Photo: Alamy
The Supreme Court on Wednesday sided with the Trump administration, granting permission to remove three Democratic members of the Consumer Product Safety Commission who had been reinstated by a lower court after President Donald Trump fired them earlier this year.
The high court granted the Justice Department’s emergency request, reversing a ruling by U.S. District Judge Matthew Maddox, who found the dismissals unlawful. The court’s three liberal members dissented.
The dispute centered on presidential authority over federal agencies. The Justice Department argued that, as head of the executive branch, Trump had the constitutional power to remove commissioners without cause. The three Democrats had been appointed to seven-year terms by President Joe Biden and were part of the five-member commission tasked with protecting consumers from hazardous products.
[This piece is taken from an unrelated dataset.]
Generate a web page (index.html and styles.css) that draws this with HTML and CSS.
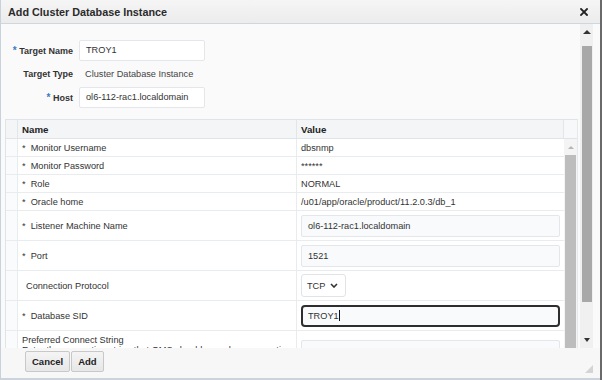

Maddox, a Biden appointee based in Baltimore, attempted to distinguish the Consumer Product Safety Commission (CPSC) from other federal bodies where the court has upheld broader presidential removal powers. He noted the agency’s mixed structure, which includes elements of independence from the executive branch.
The ruling comes just weeks after the court’s conservative majority declined to reinstate members of the National Labor Relations Board and the Merit Systems Protection Board. In those cases, the court affirmed that the Constitution allows the president to dismiss board members without cause. As with Wednesday’s decision, the liberal justices dissented.
The CPSC was established in 1972 to oversee consumer safety by initiating recalls, issuing safety warnings, and enforcing product standards. Its bipartisan structure requires that no more than three of its five commissioners belong to the president’s party, and members serve staggered terms to preserve continuity across administrations.
Attorneys for the dismissed commissioners warned that their removal could erode the commission’s independence. They pointed to the agency’s design, which they said provides each president with influence but prevents direct control.
The broader legal conflict could lead the court to revisit Humphrey’s Executor, a 1935 precedent that limited a president’s ability to fire members of independent regulatory bodies without cause. That unanimous decision laid the foundation for modern independent federal agencies regulating everything from labor to broadcasting.
Conservative legal scholars have long criticized the ruling, arguing that it grants unelected officials excessive power and undermines executive accountability. A reversal could reshape the balance of power between the White House and independent federal agencies.